Kedua, personifikasi AI—percaya bahwa AI yang diajak bicara adalah makhluk yang hidup, bahkan bersifat ilahi. Ketiga, keterikatan emosional atau romantis—membangun hubungan yang terasa intim dengan AI.
Menurut Morrin, pola ini bukan hal baru. Ia mencerminkan archetype delusi klasik yang telah lama dikenal dalam psikiatri. Bedanya, kini bentuk dan nuansanya dibentuk oleh sifat AI yang interaktif dan responsif.
Ia mengingatkan bahwa delusi yang terkait dengan teknologi sudah ada jauh sebelumnya: orang percaya radio menguping percakapan, satelit memata-matai, atau chip disematkan di tubuh untuk melacak gerak-gerik. Hanya memikirkan teknologi itu saja sudah cukup untuk memicu paranoia.

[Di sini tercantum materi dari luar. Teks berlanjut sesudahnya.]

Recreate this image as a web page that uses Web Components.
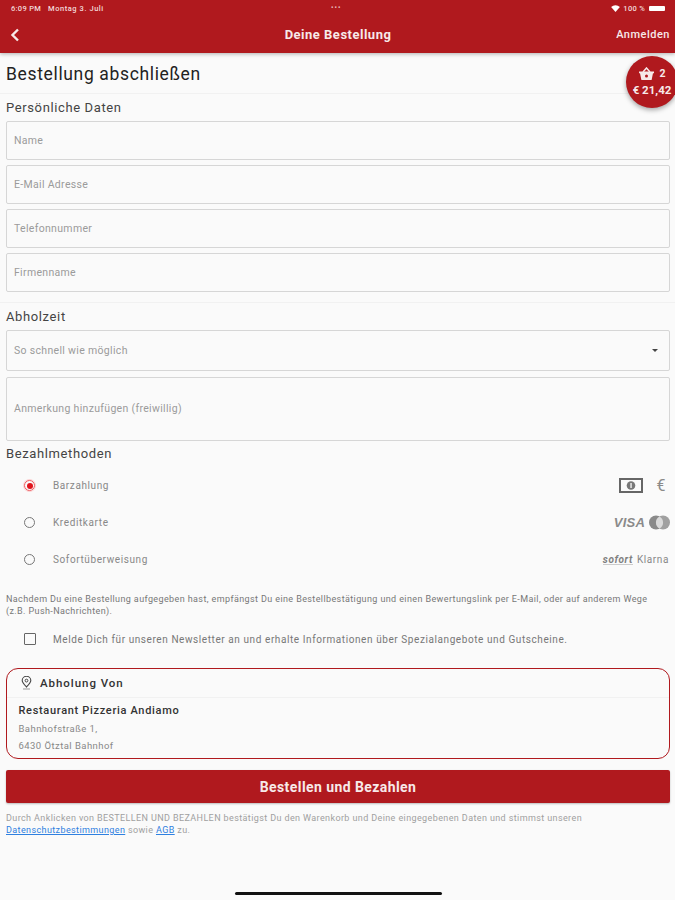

Tapi, AI berbeda. “Sekarang AI bisa benar-benar disebut bersifat agensial,” kata Morrin, mengacu pada sistem yang tampak memiliki tujuan terprogram sendiri.
Teknologi itu, lanjut Morrin, bukan sekadar alat pasif: ia berbicara, menunjukkan empati, dan menguatkan keyakinan penggunanya—seaneh apa pun itu. “Lingkaran umpan balik ini mungkin memperdalam dan memperpanjang delusi dengan cara yang belum pernah kita lihat sebelumnya,” tuturnya.
Bagaimana mencegahnya?
Psikolog sekaligus pendiri Connected Classroom, Timothy Cook mengatakan kesepian, kebutuhan emosional, atau tekanan psikologis menjadi pemicu utama perilaku menyimpang anatara pengguna dan sobat AI mereka.
"Pengguna yang memberi nama pada AI seringkali mencari dukungan emosional yang tak mereka temukan di sekitar. Usia pun berperan, remaja atau mereka yang berada di bawah tekanan cenderung lebih rentan," kata Cook seperti dikutip dari Psychology Today.
Ia mengusulkan sejumlah langkah pencegahan mudah. Pertama, pengguna membatas sesi dan reset konteks obrolan. Tujuannya untuk mencegah lingkar validasi tanpa akhir.
Selain itu, instruksikan agar percakapan selalu berbasis realitas. "Prompt yang berfungsi sebagai jangkar realitas (reality anchoring prompts) dapat mencegah pengguna mengembangkan hubungan romantis atau terapeutik dengan sistem AI,” jelas Cook.